# [Task to carry out]
Leave the pictures out and retype the lines from the beginning through the line with "let plotWidth = BASE_WIDTH;", both ends included.

# [Data segment]
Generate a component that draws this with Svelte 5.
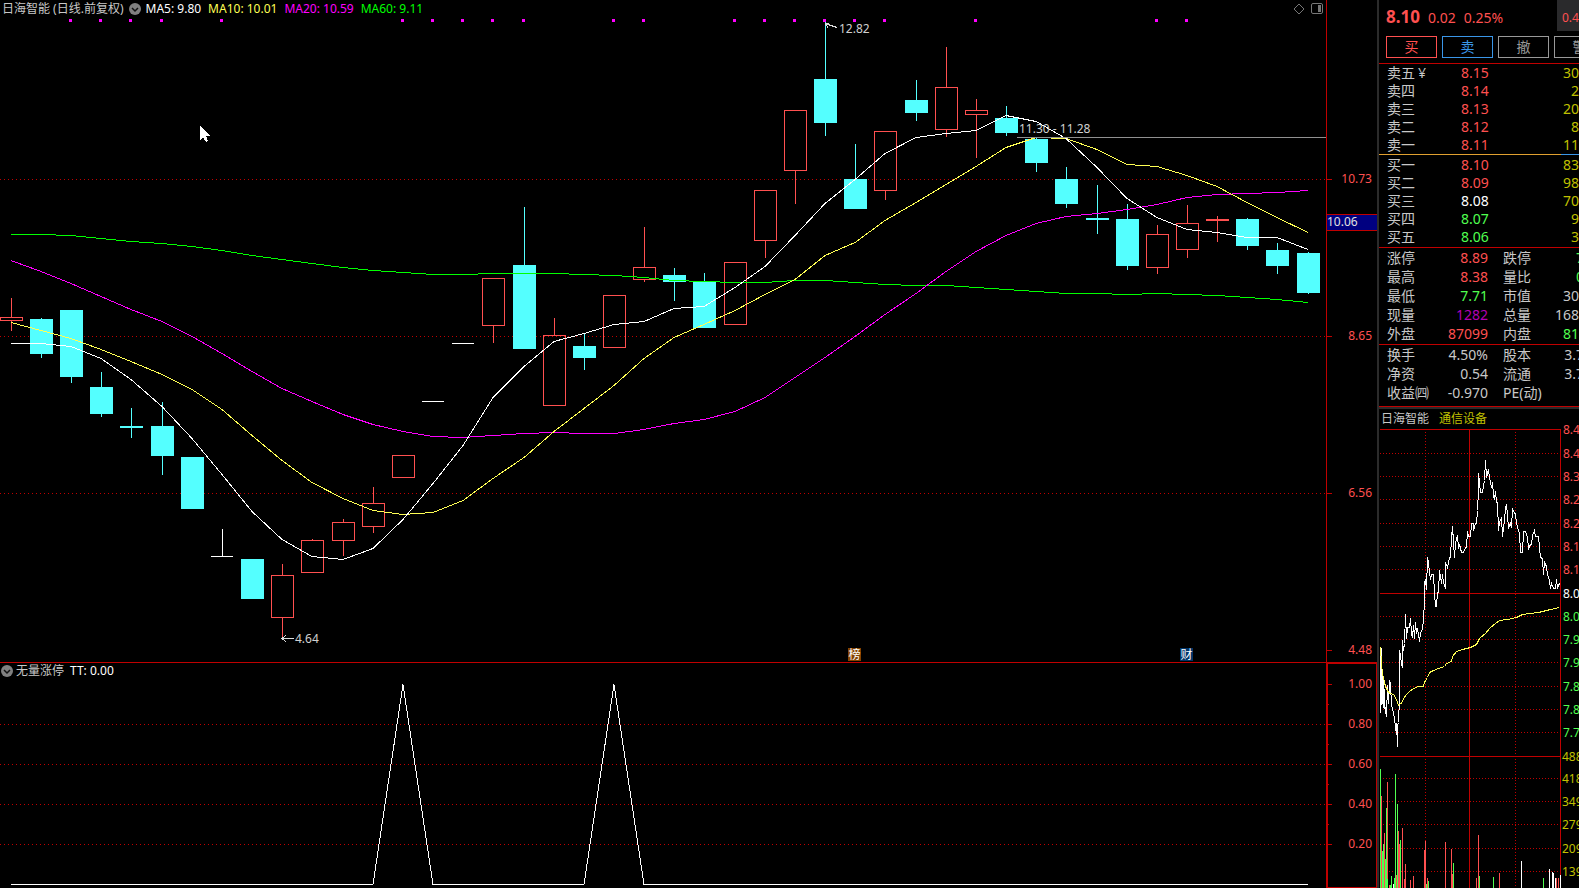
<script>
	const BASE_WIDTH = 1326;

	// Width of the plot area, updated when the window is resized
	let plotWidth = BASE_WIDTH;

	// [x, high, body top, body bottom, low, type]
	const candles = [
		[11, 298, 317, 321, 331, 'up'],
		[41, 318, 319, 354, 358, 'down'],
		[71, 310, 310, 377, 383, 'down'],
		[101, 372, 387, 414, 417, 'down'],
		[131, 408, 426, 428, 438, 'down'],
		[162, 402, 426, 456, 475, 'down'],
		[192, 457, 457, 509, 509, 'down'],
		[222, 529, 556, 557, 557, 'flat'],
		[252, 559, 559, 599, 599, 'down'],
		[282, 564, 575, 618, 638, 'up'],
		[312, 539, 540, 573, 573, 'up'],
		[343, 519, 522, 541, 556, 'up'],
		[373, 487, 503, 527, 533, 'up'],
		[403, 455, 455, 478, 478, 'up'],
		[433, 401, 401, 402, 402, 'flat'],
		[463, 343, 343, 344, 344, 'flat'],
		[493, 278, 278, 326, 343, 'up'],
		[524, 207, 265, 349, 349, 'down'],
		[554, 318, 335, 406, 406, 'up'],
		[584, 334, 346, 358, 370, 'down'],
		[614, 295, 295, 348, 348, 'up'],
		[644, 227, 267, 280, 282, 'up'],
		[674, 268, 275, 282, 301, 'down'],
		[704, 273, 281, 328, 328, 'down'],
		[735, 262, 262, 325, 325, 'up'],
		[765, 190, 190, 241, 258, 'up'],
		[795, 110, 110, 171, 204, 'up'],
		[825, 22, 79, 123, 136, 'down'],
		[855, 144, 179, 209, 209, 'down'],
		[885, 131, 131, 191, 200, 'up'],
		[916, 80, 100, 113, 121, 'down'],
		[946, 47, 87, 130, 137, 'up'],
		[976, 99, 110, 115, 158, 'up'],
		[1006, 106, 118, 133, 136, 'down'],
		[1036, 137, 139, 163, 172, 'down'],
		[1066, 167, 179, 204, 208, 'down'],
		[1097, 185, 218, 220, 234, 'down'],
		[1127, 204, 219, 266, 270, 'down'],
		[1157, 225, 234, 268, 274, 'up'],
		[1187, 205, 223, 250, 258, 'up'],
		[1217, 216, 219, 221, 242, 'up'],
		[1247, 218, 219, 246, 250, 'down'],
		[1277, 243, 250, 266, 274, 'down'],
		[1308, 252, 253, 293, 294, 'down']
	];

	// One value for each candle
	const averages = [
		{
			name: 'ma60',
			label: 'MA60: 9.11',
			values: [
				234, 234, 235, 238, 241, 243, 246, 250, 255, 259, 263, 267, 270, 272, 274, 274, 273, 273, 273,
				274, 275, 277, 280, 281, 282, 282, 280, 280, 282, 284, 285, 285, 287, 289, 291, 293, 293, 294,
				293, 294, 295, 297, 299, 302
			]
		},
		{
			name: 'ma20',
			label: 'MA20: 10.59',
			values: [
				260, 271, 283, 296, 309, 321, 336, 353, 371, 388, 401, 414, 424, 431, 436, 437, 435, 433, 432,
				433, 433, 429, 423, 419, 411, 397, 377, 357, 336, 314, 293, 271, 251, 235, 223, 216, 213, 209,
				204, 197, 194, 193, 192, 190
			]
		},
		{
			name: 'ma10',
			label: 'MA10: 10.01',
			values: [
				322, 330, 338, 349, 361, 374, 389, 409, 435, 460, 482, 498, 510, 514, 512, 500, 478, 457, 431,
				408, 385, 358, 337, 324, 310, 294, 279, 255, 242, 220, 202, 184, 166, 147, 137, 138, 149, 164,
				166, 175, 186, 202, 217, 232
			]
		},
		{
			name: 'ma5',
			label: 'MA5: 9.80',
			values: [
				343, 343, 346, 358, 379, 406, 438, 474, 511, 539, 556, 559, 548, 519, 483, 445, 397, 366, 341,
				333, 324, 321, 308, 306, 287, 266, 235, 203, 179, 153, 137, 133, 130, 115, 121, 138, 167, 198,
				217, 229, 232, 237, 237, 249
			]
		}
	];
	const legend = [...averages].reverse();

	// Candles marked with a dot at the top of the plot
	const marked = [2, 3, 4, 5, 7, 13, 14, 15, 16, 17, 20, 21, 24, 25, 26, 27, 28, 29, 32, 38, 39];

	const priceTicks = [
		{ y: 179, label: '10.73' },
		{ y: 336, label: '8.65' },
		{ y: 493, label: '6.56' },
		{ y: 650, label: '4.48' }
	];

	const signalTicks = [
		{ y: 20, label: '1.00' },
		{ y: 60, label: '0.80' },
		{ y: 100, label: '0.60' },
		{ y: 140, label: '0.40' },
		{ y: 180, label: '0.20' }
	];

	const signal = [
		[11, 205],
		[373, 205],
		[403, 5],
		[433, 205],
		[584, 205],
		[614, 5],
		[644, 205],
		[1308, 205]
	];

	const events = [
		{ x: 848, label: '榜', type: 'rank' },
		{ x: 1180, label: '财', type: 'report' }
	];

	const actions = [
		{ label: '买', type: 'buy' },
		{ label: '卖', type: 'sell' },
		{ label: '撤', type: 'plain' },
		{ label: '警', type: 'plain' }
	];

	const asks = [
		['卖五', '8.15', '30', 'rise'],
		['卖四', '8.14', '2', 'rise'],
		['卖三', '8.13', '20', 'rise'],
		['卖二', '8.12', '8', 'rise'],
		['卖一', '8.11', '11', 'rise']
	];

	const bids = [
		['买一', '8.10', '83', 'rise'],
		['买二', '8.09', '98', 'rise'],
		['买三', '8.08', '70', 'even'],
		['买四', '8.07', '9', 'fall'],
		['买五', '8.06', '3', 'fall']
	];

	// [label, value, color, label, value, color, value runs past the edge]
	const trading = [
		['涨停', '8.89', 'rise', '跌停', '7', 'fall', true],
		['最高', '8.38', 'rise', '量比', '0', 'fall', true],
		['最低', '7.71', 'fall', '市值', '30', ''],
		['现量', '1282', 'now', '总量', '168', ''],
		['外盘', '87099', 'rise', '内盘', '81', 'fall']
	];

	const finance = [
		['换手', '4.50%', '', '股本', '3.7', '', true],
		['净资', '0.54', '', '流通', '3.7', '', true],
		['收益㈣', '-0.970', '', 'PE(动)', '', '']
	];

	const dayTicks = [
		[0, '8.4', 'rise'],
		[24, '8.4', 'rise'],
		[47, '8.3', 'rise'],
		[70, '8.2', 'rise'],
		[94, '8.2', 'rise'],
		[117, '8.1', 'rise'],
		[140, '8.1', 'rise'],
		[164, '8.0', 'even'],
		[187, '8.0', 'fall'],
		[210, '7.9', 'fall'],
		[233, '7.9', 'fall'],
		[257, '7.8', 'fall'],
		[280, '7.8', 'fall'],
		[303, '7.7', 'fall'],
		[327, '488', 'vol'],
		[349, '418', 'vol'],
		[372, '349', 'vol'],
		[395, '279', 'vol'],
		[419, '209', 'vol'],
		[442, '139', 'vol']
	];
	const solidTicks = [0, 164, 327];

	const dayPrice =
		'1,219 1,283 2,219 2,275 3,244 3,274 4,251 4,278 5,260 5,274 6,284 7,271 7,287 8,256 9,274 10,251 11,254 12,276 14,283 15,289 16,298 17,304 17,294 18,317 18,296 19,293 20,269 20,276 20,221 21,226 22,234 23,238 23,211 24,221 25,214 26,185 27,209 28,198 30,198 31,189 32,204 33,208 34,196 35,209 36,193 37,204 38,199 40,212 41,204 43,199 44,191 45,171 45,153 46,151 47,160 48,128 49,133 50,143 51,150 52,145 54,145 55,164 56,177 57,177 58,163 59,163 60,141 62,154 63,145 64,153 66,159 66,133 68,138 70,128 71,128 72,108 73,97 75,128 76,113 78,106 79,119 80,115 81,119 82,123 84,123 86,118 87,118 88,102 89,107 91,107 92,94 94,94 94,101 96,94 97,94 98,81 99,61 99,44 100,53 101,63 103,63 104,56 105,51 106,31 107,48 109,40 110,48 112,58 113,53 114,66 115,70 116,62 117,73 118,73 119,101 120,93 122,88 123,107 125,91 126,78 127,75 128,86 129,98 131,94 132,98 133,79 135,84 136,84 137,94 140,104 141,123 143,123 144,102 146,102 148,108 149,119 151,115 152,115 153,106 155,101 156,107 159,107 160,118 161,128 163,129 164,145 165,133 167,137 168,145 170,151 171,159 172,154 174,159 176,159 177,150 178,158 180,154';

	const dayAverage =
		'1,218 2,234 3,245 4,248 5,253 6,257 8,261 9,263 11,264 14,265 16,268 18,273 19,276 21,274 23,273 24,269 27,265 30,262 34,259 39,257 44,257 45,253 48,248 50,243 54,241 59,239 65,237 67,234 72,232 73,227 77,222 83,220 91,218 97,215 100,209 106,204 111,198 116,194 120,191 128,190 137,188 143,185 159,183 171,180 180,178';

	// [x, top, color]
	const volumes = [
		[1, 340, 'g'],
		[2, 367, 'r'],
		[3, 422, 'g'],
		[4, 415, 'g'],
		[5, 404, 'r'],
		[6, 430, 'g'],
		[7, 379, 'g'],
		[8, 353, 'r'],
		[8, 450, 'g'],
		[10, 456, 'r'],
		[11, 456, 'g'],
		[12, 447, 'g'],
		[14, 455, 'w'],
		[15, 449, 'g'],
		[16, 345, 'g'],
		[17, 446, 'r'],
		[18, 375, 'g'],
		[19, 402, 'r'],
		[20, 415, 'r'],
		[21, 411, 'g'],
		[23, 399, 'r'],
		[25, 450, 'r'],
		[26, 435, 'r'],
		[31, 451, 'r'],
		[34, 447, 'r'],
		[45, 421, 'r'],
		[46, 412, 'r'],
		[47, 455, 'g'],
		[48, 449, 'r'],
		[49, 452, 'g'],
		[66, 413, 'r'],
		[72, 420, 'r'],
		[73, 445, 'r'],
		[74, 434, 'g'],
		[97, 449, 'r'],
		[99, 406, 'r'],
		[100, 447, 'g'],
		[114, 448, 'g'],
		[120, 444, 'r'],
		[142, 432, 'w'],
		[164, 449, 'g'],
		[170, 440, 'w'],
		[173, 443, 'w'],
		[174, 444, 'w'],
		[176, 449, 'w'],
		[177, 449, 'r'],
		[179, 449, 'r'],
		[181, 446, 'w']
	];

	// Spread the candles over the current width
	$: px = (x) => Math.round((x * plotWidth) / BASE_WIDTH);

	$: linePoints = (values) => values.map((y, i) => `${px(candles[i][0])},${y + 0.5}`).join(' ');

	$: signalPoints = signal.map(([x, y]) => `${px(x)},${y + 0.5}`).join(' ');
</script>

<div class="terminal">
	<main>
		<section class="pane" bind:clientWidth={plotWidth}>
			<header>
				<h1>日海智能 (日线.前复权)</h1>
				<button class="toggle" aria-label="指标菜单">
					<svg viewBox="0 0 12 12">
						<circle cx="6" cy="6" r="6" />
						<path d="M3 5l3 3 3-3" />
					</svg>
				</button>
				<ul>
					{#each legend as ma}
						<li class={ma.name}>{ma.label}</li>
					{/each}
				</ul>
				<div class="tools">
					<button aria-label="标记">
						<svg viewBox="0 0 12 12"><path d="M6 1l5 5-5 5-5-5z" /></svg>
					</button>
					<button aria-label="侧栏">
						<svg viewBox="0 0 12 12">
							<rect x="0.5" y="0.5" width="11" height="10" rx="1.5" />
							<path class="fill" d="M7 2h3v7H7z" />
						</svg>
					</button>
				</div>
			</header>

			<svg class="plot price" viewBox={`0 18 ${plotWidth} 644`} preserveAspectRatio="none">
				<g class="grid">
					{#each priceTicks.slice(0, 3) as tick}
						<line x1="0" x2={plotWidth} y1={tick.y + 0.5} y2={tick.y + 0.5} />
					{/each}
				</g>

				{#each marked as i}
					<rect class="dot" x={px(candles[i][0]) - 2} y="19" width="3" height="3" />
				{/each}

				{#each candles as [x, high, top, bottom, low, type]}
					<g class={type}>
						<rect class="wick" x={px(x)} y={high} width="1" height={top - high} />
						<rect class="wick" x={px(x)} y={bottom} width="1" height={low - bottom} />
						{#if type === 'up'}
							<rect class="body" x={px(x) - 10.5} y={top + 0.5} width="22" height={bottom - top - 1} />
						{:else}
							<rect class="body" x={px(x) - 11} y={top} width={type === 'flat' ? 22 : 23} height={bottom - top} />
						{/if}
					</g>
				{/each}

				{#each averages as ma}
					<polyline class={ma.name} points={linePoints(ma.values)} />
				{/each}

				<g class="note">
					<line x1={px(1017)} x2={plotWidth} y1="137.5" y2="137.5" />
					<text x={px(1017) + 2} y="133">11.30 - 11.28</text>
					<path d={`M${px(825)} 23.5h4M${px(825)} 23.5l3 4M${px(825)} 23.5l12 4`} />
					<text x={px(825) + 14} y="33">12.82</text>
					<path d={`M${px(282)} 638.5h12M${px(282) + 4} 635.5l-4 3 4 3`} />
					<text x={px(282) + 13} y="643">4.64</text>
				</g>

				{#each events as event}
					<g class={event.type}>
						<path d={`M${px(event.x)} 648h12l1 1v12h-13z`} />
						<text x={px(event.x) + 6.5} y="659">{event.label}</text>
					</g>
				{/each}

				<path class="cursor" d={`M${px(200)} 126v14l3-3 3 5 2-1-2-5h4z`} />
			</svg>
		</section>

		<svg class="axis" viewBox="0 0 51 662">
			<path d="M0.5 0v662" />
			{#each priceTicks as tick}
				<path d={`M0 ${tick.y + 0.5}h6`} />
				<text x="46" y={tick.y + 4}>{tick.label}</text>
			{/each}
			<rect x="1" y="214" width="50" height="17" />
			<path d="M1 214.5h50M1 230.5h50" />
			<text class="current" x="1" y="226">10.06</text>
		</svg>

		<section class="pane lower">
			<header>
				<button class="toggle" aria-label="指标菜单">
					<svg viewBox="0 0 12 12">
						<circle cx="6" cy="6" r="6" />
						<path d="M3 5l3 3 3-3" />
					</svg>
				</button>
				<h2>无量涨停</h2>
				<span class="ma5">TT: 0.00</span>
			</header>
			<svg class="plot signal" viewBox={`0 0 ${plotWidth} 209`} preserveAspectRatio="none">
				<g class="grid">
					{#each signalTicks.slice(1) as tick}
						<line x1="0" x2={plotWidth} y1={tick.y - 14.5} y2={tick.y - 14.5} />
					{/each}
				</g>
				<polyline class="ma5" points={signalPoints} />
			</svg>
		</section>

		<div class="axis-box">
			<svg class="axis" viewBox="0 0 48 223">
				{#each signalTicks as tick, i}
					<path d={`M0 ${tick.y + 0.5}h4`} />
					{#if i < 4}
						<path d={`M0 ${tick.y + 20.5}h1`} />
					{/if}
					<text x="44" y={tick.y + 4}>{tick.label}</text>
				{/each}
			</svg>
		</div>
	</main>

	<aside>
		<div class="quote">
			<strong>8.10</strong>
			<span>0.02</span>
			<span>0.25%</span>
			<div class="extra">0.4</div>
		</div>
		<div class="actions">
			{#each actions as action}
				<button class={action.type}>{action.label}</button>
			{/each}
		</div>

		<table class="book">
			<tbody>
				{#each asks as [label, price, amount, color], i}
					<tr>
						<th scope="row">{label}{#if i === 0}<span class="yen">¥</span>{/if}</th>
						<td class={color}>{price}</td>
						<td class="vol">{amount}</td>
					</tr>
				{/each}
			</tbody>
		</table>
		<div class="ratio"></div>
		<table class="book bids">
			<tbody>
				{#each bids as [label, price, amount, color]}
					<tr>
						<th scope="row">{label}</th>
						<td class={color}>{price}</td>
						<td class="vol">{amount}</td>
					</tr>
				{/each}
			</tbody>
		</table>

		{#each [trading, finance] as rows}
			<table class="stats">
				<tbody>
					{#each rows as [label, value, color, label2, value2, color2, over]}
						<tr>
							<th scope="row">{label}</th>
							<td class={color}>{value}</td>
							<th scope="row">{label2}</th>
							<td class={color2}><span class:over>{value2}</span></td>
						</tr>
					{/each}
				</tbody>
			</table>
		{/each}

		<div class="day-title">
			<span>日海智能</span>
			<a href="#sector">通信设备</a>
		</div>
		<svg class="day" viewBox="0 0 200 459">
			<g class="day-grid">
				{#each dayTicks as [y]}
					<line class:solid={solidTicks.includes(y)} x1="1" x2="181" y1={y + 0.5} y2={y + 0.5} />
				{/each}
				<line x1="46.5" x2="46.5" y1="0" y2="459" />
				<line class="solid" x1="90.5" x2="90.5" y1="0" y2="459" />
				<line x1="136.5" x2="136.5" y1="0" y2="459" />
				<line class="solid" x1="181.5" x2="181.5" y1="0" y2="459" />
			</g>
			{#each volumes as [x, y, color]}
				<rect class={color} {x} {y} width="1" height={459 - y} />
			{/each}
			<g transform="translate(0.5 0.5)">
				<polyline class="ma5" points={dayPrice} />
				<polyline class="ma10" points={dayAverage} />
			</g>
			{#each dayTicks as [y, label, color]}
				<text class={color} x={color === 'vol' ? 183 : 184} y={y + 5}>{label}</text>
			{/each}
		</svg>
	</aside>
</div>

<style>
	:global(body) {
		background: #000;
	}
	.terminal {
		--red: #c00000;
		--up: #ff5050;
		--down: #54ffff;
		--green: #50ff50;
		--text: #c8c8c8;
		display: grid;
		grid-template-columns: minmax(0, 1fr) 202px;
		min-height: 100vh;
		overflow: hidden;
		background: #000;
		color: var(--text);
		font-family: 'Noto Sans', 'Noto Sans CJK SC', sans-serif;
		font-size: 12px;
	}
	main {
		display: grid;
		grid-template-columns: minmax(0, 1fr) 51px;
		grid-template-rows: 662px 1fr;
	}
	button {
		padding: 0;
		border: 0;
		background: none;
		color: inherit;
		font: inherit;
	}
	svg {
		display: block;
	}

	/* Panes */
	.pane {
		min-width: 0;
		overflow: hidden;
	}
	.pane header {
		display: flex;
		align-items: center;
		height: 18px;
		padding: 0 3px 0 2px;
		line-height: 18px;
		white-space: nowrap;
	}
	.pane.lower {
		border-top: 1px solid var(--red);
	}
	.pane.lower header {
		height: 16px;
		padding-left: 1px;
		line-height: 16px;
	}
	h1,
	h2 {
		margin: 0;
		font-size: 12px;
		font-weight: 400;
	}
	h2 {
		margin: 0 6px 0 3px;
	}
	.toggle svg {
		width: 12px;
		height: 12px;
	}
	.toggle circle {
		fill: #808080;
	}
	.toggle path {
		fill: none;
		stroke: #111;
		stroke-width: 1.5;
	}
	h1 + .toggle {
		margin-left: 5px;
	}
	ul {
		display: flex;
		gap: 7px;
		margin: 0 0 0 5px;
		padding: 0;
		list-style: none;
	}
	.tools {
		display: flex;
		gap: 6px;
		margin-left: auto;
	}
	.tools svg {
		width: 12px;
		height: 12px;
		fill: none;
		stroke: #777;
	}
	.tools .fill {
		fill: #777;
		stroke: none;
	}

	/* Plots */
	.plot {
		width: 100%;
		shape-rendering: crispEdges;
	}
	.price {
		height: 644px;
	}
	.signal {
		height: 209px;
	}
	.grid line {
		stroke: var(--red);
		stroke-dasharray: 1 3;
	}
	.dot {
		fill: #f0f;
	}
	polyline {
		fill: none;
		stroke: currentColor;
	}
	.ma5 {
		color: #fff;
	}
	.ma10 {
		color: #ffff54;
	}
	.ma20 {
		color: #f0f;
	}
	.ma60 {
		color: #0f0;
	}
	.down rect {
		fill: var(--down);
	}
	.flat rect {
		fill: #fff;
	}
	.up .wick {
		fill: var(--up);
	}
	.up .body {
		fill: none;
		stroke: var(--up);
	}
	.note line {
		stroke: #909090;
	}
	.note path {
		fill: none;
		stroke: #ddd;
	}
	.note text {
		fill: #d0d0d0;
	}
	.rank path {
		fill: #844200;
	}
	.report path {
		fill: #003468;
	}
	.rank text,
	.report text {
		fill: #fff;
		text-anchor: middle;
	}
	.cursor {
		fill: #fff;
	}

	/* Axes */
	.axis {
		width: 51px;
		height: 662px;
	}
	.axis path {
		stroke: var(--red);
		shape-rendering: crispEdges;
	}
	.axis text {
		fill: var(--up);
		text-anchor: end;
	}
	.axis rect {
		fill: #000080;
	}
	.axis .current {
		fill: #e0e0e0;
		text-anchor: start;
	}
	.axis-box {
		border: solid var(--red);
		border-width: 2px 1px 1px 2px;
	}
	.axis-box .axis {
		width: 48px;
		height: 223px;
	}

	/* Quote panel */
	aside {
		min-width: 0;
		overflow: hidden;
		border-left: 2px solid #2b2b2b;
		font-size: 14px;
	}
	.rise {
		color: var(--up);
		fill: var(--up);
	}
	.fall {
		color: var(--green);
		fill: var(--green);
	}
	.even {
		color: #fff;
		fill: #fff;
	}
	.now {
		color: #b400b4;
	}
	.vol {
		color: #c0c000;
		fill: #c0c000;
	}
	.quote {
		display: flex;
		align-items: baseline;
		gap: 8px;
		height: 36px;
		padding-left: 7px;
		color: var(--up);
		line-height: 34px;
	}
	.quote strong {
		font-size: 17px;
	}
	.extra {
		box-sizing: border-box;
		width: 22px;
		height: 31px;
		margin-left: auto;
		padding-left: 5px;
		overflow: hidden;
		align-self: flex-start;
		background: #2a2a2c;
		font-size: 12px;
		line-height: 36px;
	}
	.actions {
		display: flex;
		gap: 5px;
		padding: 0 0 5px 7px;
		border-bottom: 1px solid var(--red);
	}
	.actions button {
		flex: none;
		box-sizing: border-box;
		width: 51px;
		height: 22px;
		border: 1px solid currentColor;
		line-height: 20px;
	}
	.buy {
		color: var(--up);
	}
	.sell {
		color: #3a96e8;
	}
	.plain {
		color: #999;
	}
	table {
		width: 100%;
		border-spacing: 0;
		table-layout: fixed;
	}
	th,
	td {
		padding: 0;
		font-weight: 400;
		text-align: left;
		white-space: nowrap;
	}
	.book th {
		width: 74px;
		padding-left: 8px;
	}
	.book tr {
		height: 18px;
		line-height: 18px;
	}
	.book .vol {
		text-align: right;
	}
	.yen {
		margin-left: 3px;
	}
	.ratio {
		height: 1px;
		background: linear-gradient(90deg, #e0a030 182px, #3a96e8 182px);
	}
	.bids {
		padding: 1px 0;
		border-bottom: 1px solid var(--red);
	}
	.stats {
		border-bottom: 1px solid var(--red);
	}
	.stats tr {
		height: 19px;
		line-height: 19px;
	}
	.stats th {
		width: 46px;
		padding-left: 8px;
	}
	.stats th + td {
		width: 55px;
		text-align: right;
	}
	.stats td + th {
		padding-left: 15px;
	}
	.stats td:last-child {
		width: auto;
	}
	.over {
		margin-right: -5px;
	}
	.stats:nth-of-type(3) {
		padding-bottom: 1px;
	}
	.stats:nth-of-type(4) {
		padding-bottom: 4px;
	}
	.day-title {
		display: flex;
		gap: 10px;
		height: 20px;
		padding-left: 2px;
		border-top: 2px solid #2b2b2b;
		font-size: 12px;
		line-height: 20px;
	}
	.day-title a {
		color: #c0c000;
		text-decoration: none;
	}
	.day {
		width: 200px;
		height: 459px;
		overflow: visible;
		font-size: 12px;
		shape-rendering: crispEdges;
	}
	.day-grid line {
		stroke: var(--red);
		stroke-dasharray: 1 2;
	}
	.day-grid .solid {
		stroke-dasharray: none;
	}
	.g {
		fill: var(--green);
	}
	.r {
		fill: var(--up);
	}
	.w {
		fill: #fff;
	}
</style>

# [Result]
Generate a component that draws this with Svelte 5.
<script>
	const BASE_WIDTH = 1326;

	// Width of the plot area, updated when the window is resized
	let plotWidth = BASE_WIDTH;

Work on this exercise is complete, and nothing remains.